Almost a year back, we had shared a post about how to use google drive as a remote backup storage. If you are unfamiliar with it and wish to understand the concepts presented here, we suggest that you first read it and then proceed with this.
Why did we do this?
Our client partner Bangabasi College is putting up a collection of their college questions papers from previous years as PDF files. You can have a glimpse of it by clicking here. The page that is being presented to the visitor to the OPAC is generated using a facility called “Koha as a CMS“. Now here is the thing, while the HTML required to display the scanned question paper PDF files is handled well by the “Koha as a CMS” functionality, it does not handle the part where we need to actually upload the PDF files into Bangabasi College’s Koha instance’s Apache2 DocumentRoot path.
So here is what we did. A normal SCP user account was created on the server hosting Bangabasi college account, into which the PDF files were uploaded into by the library staff users. However, after this, it required manual intervention from us, in order to move these files into the correct DocumentRoot path. We had created a folder QB for the question back under the DocumentRoot as
/usr/share/koha/opac/htdocs/bangabasi/qb. And into this QB folder the uploaded PDF files were moved into by us.
But this created one problem, a big one. Our client was dependent on us at all times to move / sync the uploaded files into their final destination the QB folder. Also, if they needed to correct and re-upload a PDF file, they would again need us to help them move the corrected file into the DocumentRoot location. So, basically if we were not available for any reason, we would be holding them up from updating / uploading their own files into their hosted Koha. While our client was happy with how things were happening, to us, this was clearly not at all a desirable situation.
Our client was already using Google Drive and that’s when we figured than instead of simply using the Google Drive for backup, we could also use it to allow our client to do direct, independent uploads – their data in their own hands at all times. And thus this experiment.
Setting it all up
1) We created a folder named “qb” on Bangabasi College’s Google drive.

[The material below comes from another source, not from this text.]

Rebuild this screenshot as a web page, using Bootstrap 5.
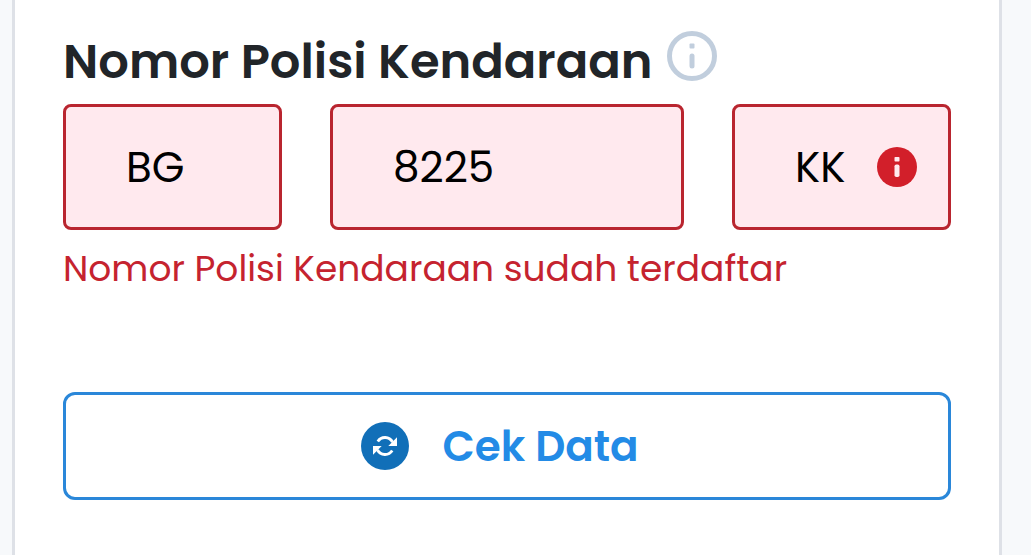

2) Next on the server within the folder
/usr/share/koha/opac/htdocs/bangabasi we ran the command
drive init. This asked us to authorize the google drive command line client and fetch the API key, which is what we did after logging in into Bangabasi college library’s gmail account. The API key was copied from the browser and pasted back into the command line. Basically what this did was to create a hidden directory named
/usr/share/koha/opac/htdocs/bangabasi and create a file there called
credentials.json. This completed the authentication setup with bangabasi’s google drive account.
3) Lastly, we set up the following cron job as the root user:
*/5 * * * * cd /usr/share/koha/opac/htdocs/bangabasi && /usr/bin/drive pull -quiet qb
to execute on our server once every 5 minutes.
How it works
Now whenever a library staff user uploads a PDF file into their Google drive’s qb folder, every 5 minutes the cron job on our server will check if there is a new file on the remote Google drive. If there is, then the new file(s) are pulled down automatically onto the
/usr/share/koha/opac/htdocs/bangabasi/qb. In this case for instance 125 .pdf files totaling in at about 19 MB were pulled down in ~18 seconds.

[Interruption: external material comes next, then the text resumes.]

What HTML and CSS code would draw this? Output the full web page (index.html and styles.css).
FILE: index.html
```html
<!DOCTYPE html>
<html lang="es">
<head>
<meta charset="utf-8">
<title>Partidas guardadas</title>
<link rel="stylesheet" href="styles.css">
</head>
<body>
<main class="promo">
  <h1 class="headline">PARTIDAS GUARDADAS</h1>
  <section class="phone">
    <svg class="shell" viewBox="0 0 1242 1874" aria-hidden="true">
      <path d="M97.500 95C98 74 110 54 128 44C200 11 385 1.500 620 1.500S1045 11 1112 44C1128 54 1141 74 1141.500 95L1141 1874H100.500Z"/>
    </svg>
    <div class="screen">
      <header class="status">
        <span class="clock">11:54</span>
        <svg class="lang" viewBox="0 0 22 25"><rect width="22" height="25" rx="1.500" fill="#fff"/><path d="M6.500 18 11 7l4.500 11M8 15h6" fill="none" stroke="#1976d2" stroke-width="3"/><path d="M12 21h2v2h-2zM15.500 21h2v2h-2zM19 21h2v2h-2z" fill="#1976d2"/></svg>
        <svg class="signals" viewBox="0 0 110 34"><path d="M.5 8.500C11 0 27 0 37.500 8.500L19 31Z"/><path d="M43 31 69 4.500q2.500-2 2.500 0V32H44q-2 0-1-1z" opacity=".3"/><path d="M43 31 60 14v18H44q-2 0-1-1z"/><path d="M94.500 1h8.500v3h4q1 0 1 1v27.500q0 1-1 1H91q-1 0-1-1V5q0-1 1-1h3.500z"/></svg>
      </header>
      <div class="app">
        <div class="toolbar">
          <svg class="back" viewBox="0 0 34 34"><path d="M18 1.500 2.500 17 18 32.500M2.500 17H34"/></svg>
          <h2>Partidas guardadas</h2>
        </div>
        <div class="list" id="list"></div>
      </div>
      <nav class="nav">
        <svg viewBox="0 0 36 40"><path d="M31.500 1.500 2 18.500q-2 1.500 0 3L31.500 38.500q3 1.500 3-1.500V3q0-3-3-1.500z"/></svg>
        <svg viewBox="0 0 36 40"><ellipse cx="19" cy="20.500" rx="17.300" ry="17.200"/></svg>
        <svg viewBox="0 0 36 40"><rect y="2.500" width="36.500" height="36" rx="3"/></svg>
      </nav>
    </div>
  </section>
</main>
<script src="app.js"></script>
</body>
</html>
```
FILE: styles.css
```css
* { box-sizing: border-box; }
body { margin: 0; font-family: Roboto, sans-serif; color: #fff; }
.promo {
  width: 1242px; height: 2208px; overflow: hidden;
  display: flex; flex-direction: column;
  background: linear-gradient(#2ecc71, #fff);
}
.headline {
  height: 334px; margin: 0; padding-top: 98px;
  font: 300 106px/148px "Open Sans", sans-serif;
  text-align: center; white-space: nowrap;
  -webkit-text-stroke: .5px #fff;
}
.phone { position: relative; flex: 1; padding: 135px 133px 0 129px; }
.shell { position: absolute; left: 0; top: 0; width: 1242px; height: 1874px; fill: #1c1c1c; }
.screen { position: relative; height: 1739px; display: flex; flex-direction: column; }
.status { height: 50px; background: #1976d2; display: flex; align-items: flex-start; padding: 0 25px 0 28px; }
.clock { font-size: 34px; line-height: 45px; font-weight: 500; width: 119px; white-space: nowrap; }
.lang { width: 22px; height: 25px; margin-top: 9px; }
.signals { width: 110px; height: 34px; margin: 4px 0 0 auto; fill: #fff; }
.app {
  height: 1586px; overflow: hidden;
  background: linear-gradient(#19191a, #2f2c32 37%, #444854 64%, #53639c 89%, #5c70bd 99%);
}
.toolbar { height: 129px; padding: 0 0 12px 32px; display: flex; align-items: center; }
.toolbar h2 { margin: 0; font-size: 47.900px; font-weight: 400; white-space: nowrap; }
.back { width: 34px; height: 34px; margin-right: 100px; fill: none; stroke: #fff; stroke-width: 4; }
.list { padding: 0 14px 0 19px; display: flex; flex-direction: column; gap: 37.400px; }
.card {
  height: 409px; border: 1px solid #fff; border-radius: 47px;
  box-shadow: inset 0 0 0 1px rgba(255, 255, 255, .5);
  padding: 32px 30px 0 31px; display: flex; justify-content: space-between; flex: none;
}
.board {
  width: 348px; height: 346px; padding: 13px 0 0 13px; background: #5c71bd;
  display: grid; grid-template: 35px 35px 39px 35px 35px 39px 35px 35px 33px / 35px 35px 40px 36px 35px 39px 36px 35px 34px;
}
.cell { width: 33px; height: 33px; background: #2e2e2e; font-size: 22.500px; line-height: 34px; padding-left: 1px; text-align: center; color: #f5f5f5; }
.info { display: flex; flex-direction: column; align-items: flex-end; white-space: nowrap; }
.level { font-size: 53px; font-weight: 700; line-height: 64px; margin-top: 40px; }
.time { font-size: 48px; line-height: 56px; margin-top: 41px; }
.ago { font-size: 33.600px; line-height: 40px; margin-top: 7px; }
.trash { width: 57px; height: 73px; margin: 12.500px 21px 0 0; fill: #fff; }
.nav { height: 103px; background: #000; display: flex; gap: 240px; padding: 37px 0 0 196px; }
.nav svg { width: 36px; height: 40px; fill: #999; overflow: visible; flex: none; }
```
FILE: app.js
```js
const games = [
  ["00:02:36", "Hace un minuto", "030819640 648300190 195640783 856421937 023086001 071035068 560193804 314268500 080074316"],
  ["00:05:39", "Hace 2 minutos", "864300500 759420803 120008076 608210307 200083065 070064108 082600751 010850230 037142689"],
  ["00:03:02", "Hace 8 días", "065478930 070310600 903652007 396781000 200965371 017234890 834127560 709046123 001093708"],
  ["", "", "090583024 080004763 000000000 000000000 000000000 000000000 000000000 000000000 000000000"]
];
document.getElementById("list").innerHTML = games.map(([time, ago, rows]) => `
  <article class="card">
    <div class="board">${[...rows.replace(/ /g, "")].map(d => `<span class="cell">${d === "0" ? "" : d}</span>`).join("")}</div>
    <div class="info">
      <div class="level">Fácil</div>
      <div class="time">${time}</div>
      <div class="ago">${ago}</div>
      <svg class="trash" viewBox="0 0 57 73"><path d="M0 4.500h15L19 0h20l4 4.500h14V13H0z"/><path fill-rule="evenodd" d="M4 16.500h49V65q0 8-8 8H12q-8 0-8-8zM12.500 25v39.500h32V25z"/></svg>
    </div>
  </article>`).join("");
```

Similarly in case of a modification or removal of a file from Bangabasi’s Google drive “qb” it would be similarly synced or removed from the
/usr/share/koha/opac/htdocs/custinc/bangabasi/qb folder on our server.
How to reference the files
Since the PDF files are stored under
/bangabasi/qb folder under the Koha OPAC’s DocumentRoot i.e.

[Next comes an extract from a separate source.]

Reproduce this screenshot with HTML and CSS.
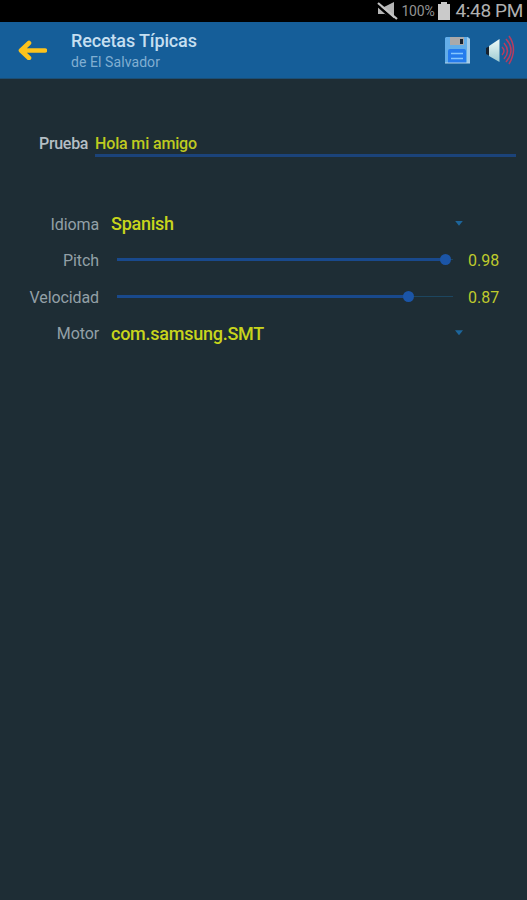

/usr/share/koha/opac/htdocs/, we simply need to refer to the files with the following href attribute value set to
/bangabasi/qb/<filename> in our HTML code.
Pros and cons of this approach
First the cons:
1) Google’s AI algorithms gets to read all your PDF files. But since our client is already using Google’s services, this is apparently not a major concern to them. And anyway our client is allowing public dissemination of these files, so Google is going to read it one way or another.
2) If the library staff user accidentally or maliciously deletes the Google drive folder or files in it, then the very next run of the
pull command will remove the same off our server. But same would have been the case if the staff users had root / sudo access to the Koha DocumentRoot (i.e. /usr/share/koha/opac/htdocs). In fact, in the latter case, they can even
rm -rf the entire server, removing *everything* from it.
1) You can now allow your staff users to freely upload the processed files without having to give everyone the access to the actual Koha server’s filesystem. The chances of accidental or malicious deletion of files off the Koha server is largely minimized.
2) The speed! Simply put uploading files to Google drive is usually faster then directly uploading to the Koha server hosted on the Internet. The transfers between Google servers and the hosted Koha server also happens at a high rate of transfer.
3) You basically have *two* online copies of your PDF files – (a) on the Google Drive folder and (b) on the Koha server, which is good in terms of redundancy.